BANGKOK – The Cabinet has approved a one-year extension to the value-added tax (VAT) reduction policy, keeping the VAT rate at 7 percent until September next year.
Following the weekly Cabinet meeting, Vice Minister to the Prime Minister’s Office Kobsak Pootrakool revealed that a green light has been given to the Finance Ministry’s proposal to continue the VAT rate cut from 10 percent to 7 percent as stipulated in the draft royal decree issued under the Revenue Code on VAT Reduction.
As a result, the deadline of the VAT reduction measure has been put off from September 30 this year to September 30, 2018.
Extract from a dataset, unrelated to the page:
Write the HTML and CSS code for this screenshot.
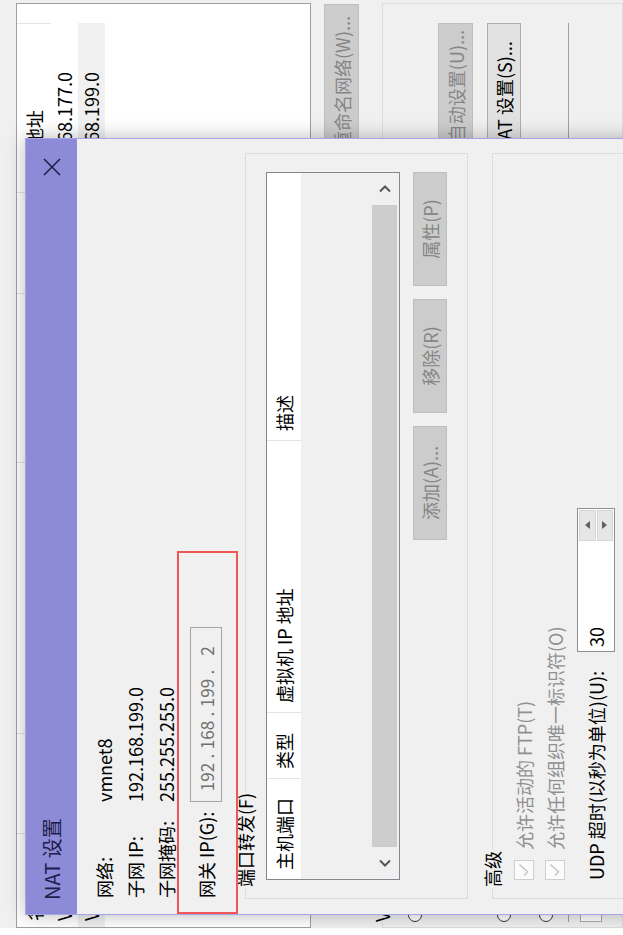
FILE: index.html
```html
<!DOCTYPE html>
<html lang="zh-CN">
<head>
<meta charset="utf-8">
<title>NAT 设置</title>
<link rel="stylesheet" href="styles.css">
</head>
<body>
<div class="screen">
  <div class="bgwin">
    <div class="bg-list">
      <div class="bg-head">
        <div class="bg-col c1">名称</div>
        <div class="bg-col c2">类型</div>
        <div class="bg-col c3">外部连接</div>
        <div class="bg-col c4">主机连接</div>
        <div class="bg-col c5">DHCP</div>
        <div class="bg-col c6">子网地址</div>
      </div>
      <div class="bg-row">
        <div class="bg-cell c1">VMnet1</div>
        <div class="bg-cell c2">仅主机...</div>
        <div class="bg-cell c3">-</div>
        <div class="bg-cell c4">已连接</div>
        <div class="bg-cell c5">已启用</div>
        <div class="bg-cell c6">192.168.177.0</div>
      </div>
      <div class="bg-row sel">
        <div class="bg-cell c1">VMnet8</div>
        <div class="bg-cell c2">NAT 模式</div>
        <div class="bg-cell c3">NAT 模式</div>
        <div class="bg-cell c4">已连接</div>
        <div class="bg-cell c5">已启用</div>
        <div class="bg-cell c6">192.168.199.0</div>
      </div>
    </div>
    <div class="bg-btnrow">
      <div class="btn dis bg-rename">重命名网络(W)...</div>
    </div>
    <fieldset class="bg-group">
      <legend>VMnet 信息</legend>
      <div class="bg-r1"><span class="radio"></span><span class="bg-rl">桥接模式(将虚拟机直接连接到外部网络)(B)</span></div>
      <div class="bg-r2"><span class="bg-rl">已桥接至(G):</span><div class="btn dis bg-auto">自动设置(U)...</div></div>
      <div class="bg-r3"><span class="radio on"></span><span class="bg-rl">NAT 模式(与虚拟机共享主机的 IP 地址)(N)</span><div class="btn bg-nat">NAT 设置(S)...</div></div>
      <div class="bg-r4"><span class="radio"></span><span class="bg-rl">仅主机模式(在专用网络内连接虚拟机)(H)</span></div>
      <div class="bg-sep"></div>
      <div class="bg-box"></div>
    </fieldset>
  </div>

  <div class="dialog">
    <div class="titlebar">
      <span class="title">NAT 设置</span>
      <svg class="close" viewBox="0 0 18 18" width="18" height="18"><path d="M1 1L17 17M17 1L1 17" stroke="#1d1d40" stroke-width="1.5" fill="none"/></svg>
    </div>
    <div class="dbody">
      <div class="info">
        <div class="lbl">网络:</div><div class="val">vmnet8</div>
        <div class="lbl">子网 IP:</div><div class="val">192.168.199.0</div>
        <div class="lbl">子网掩码:</div><div class="val">255.255.255.0</div>
      </div>
      <div class="gw">
        <div class="lbl gw-lbl">网关 IP(G):</div>
        <div class="ipbox">
          <span class="oct">192</span><span class="dot">.</span><span class="oct">168</span><span class="dot">.</span><span class="oct">199</span><span class="dot">.</span><span class="oct">2</span>
        </div>
      </div>

      <fieldset class="group port">
        <legend>端口转发(F)</legend>
        <div class="listbox">
          <div class="lv-head">
            <div class="lv-col w1">主机端口</div>
            <div class="lv-col w2">类型</div>
            <div class="lv-col w3">虚拟机 IP 地址</div>
            <div class="lv-col w4">描述</div>
          </div>
          <div class="lv-body"></div>
          <div class="hscroll">
            <div class="sb-btn"><svg viewBox="0 0 8 12" width="8" height="12"><path d="M6.5 1L1.5 6L6.5 11" stroke="#555" stroke-width="2" fill="none"/></svg></div>
            <div class="sb-thumb"></div>
            <div class="sb-btn"><svg viewBox="0 0 8 12" width="8" height="12"><path d="M1.5 1L6.5 6L1.5 11" stroke="#555" stroke-width="2" fill="none"/></svg></div>
          </div>
        </div>
        <div class="btnrow">
          <div class="btn dis act">添加(A)...</div>
          <div class="btn dis act">移除(R)</div>
          <div class="btn dis act">属性(P)</div>
        </div>
      </fieldset>

      <fieldset class="group adv">
        <legend>高级</legend>
        <div class="chk-row">
          <span class="chk"><svg viewBox="0 0 20 20" width="18" height="18"><path d="M4 10L8 14L16 5" stroke="#c6c6c6" stroke-width="1.6" fill="none"/></svg></span>
          <span class="chk-label">允许活动的 FTP(T)</span>
        </div>
        <div class="chk-row">
          <span class="chk"><svg viewBox="0 0 20 20" width="18" height="18"><path d="M4 10L8 14L16 5" stroke="#c6c6c6" stroke-width="1.6" fill="none"/></svg></span>
          <span class="chk-label">允许任何组织唯一标识符(O)</span>
        </div>
        <div class="udp-row">
          <span class="udp-label">UDP 超时(以秒为单位)(U):</span>
          <div class="spin">
            <span class="spin-val">30</span>
            <div class="spin-btns">
              <div class="spin-btn"><svg viewBox="0 0 8 5" width="8" height="5"><path d="M0 5L4 0L8 5Z" fill="#606060"/></svg></div>
              <div class="spin-btn"><svg viewBox="0 0 8 5" width="8" height="5"><path d="M0 0L8 0L4 5Z" fill="#606060"/></svg></div>
            </div>
          </div>
        </div>
      </fieldset>
    </div>
  </div>

  <div class="annot"></div>
</div>
</body>
</html>
```

FILE: styles.css
```css
html, body {
  margin: 0;
  padding: 0;
  overflow: hidden;
  background: #fff;
}
body {
  width: 623px;
  height: 935px;
}
.screen {
  position: relative;
  width: 935px;
  height: 623px;
  transform-origin: 0 0;
  transform: translateY(935px) rotate(-90deg);
  overflow: hidden;
  background: #fff;
  font-family: "Noto Sans CJK SC", "Noto Sans", sans-serif;
  font-size: 18px;
  color: #000;
}

/* ---------- background window ---------- */
.bgwin {
  margin-left: 7px;
  height: 623px;
  background: #f0f0f0;
  display: flex;
  flex-direction: column;
}
.bg-list {
  margin-top: 16px;
  margin-right: 3px;
  height: 295px;
  box-sizing: border-box;
  border: 1px solid #a0a0a0;
  background: #fff;
  overflow: hidden;
  flex: none;
}
.bg-head, .bg-row {
  display: flex;
}
.bg-head {
  height: 34px;
  line-height: 34px;
}
.bg-row {
  height: 27px;
  line-height: 27px;
}
.bg-col, .bg-cell {
  box-sizing: border-box;
  padding-left: 10px;
  white-space: nowrap;
  overflow: hidden;
  flex: none;
}
.bg-col {
  border-right: 1px solid #e5e5e5;
}
.bg-row.sel .bg-cell {
  background: #f0f0f0;
}
.c1 { width: 94px; padding-left: 6px; }
.c2 { width: 100px; }
.c3 { width: 271px; }
.c4 { width: 169px; }
.c5 { width: 101px; }
.c6 { width: 169px; }
.bg-cell.c6 { padding-left: 5px; }

.bg-btnrow {
  margin-top: 13px;
  display: flex;
  justify-content: flex-end;
  padding-right: 4px;
  flex: none;
}
.btn {
  box-sizing: border-box;
  display: flex;
  align-items: center;
  justify-content: center;
  border: 1px solid #adadad;
  background: #e1e1e1;
  color: #000;
  white-space: nowrap;
  line-height: 1;
}
.btn.dis {
  background: #cccccc;
  border-color: #bfbfbf;
  color: #868686;
}
.bg-rename {
  height: 35px;
  padding: 0 11px;
}
.bg-group {
  margin: 13px 3px 0 0;
  padding: 10px 19px 0 5px;
  border: 1px solid #dcdcdc;
  min-width: 0;
  flex: 1;
}
.bg-group legend {
  padding: 0;
  line-height: 20px;
}
.bg-r1, .bg-r4 {
  height: 26px;
  display: flex;
  align-items: center;
  gap: 8px;
}
.bg-r4 { margin-top: 12px; }
.bg-r2, .bg-r3 {
  display: flex;
  align-items: center;
  gap: 8px;
}
.bg-r2 {
  margin-top: 10px;
  height: 35px;
  padding-left: 22px;
}
.bg-r3 {
  margin-top: 14px;
  height: 34px;
}
.bg-rl {
  white-space: nowrap;
}
.bg-auto {
  margin-left: auto;
  height: 35px;
  width: 135px;
  justify-content: flex-end;
  padding-right: 6px;
}
.bg-nat {
  margin-left: auto;
  height: 34px;
  width: 148px;
}
.radio {
  box-sizing: border-box;
  width: 14px;
  height: 14px;
  border: 1px solid #333;
  border-radius: 50%;
  background: #fff;
  flex: none;
}
.bg-sep {
  margin-top: 9px;
  border-top: 1px solid #a0a0a0;
}
.bg-box {
  margin-top: 11px;
  width: 120px;
  height: 22px;
  box-sizing: border-box;
  border: 1px solid #aaa;
  background: #fff;
}

/* ---------- NAT dialog ---------- */
.dialog {
  position: absolute;
  left: 20px;
  top: 25px;
  width: 777px;
  height: 650px;
  box-sizing: border-box;
  border: 1px solid #a6a3e6;
  background: #f0f0f0;
  box-shadow: 0 0 18px rgba(0, 0, 0, 0.28);
  display: flex;
  flex-direction: column;
}
.titlebar {
  height: 51px;
  flex: none;
  background: #8d8ad8;
  display: flex;
  align-items: center;
  padding: 0 19px 0 14px;
}
.title {
  font-size: 20px;
  color: #1e1e4a;
  line-height: 1;
}
.close {
  margin-left: auto;
}
.dbody {
  padding: 11px 14px 0 15px;
}
.info {
  display: grid;
  grid-template-columns: 96px auto;
  grid-auto-rows: 31px;
  align-items: center;
  padding-left: 1px;
}
.lbl, .val {
  line-height: 24px;
  white-space: nowrap;
}
.gw {
  margin-top: 9px;
  padding-left: 1px;
  display: flex;
  align-items: center;
  height: 32px;
}
.gw-lbl {
  width: 96px;
  flex: none;
}
.ipbox {
  box-sizing: border-box;
  width: 175px;
  height: 32px;
  border: 1px solid #a5a5a5;
  background: #f0f0f0;
  display: flex;
  align-items: center;
  padding-left: 6px;
  color: #6f6f6f;
  font-size: 17px;
}
.oct {
  width: 36px;
  text-align: center;
}
.dot {
  width: 6px;
  text-align: center;
}

.group {
  border: 1px solid #dcdcdc;
  margin: 0;
  min-width: 0;
}
.group legend {
  padding: 0 2px;
  margin-left: -9px;
  line-height: 20px;
}
.port {
  margin-top: 13px;
  padding: 11px 18px 20px 18px;
}
.listbox {
  box-sizing: border-box;
  height: 134px;
  border: 1px solid #828790;
  display: flex;
  flex-direction: column;
}
.lv-head {
  height: 34px;
  flex: none;
  display: flex;
  background: #fff;
  line-height: 34px;
}
.lv-col {
  box-sizing: border-box;
  padding-left: 9px;
  border-right: 1px solid #e5e5e5;
  white-space: nowrap;
}
.w1 { width: 101px; }
.w2 { width: 66px; }
.w3 { width: 272px; }
.w4 { flex: 1; border-right: none; }
.lv-body {
  flex: 1;
  background: #f0f0f0;
}
.hscroll {
  height: 29px;
  flex: none;
  display: flex;
  background: #f0f0f0;
}
.sb-btn {
  width: 32px;
  display: flex;
  align-items: center;
  justify-content: center;
  flex: none;
}
.sb-thumb {
  flex: 1;
  margin: 2px 0;
  background: #cdcdcd;
}
.btnrow {
  margin-top: 13px;
  display: flex;
  justify-content: flex-end;
  gap: 13px;
}
.act {
  width: 114px;
  height: 34px;
}

.adv {
  margin-top: 14px;
  padding: 6px 18px 20px 18px;
}
.chk-row {
  height: 31px;
  display: flex;
  align-items: center;
}
.chk {
  box-sizing: border-box;
  width: 20px;
  height: 20px;
  border: 1px solid #cfcfcf;
  background: #fbfbfb;
  display: flex;
  align-items: center;
  justify-content: center;
  flex: none;
}
.chk-label {
  margin-left: 10px;
  color: #909090;
  white-space: nowrap;
}
.udp-row {
  margin-top: 7px;
  height: 38px;
  display: flex;
  align-items: center;
}
.udp-label {
  width: 228px;
  flex: none;
  white-space: nowrap;
}
.spin {
  box-sizing: border-box;
  width: 144px;
  height: 38px;
  border: 1px solid #8f8f8f;
  background: #fff;
  display: flex;
  align-items: center;
}
.spin-val {
  flex: 1;
  padding-left: 4px;
}
.spin-btns {
  width: 31px;
  height: 34px;
  margin-right: 1px;
  display: flex;
  flex-direction: column;
  gap: 1px;
}
.spin-btn {
  flex: 1;
  box-sizing: border-box;
  background: #e6e6e6;
  border: 1px solid #d6d6d6;
  display: flex;
  align-items: center;
  justify-content: center;
}

/* annotation rectangle drawn over the dialog */
.annot {
  position: absolute;
  left: 21px;
  top: 177px;
  width: 363px;
  height: 61px;
  box-sizing: border-box;
  border: 2px solid #ef5757;
}
```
The decision was made after the Finance Ministry studied the concept of restoring the VAT rate at 10 percent and discovered its tendency to impede the Thai economic recovery. To avert an impact on the people, the ministry saw fit to maintain the 7 percent VAT for one more year although it would cause the government to lose over 232 billion baht worth of revenue.
Meanwhile, the weekly Cabinet meeting has approved the appointment of a number of new senior government officials.
Spokesman of the Prime Minister’s Office, Lt. Gen. Sunsern Kaewkumnerd, said on Tuesday that the Cabinet had just approved the selection of 120 members of 11 national reform committees while there are 45 more to be appointed.
Lt. Gen. Sunsern said that under the law on the plans and the process to reform the country, each committee must comprise no more than 15 members, or a total of 165 committee members.
He added that all appointed committee members will now have to convene meetings to draft their respective reform plans, which will later be combined into a national reform plan.
He expects the national plan to be ready within eight months or around April 2018.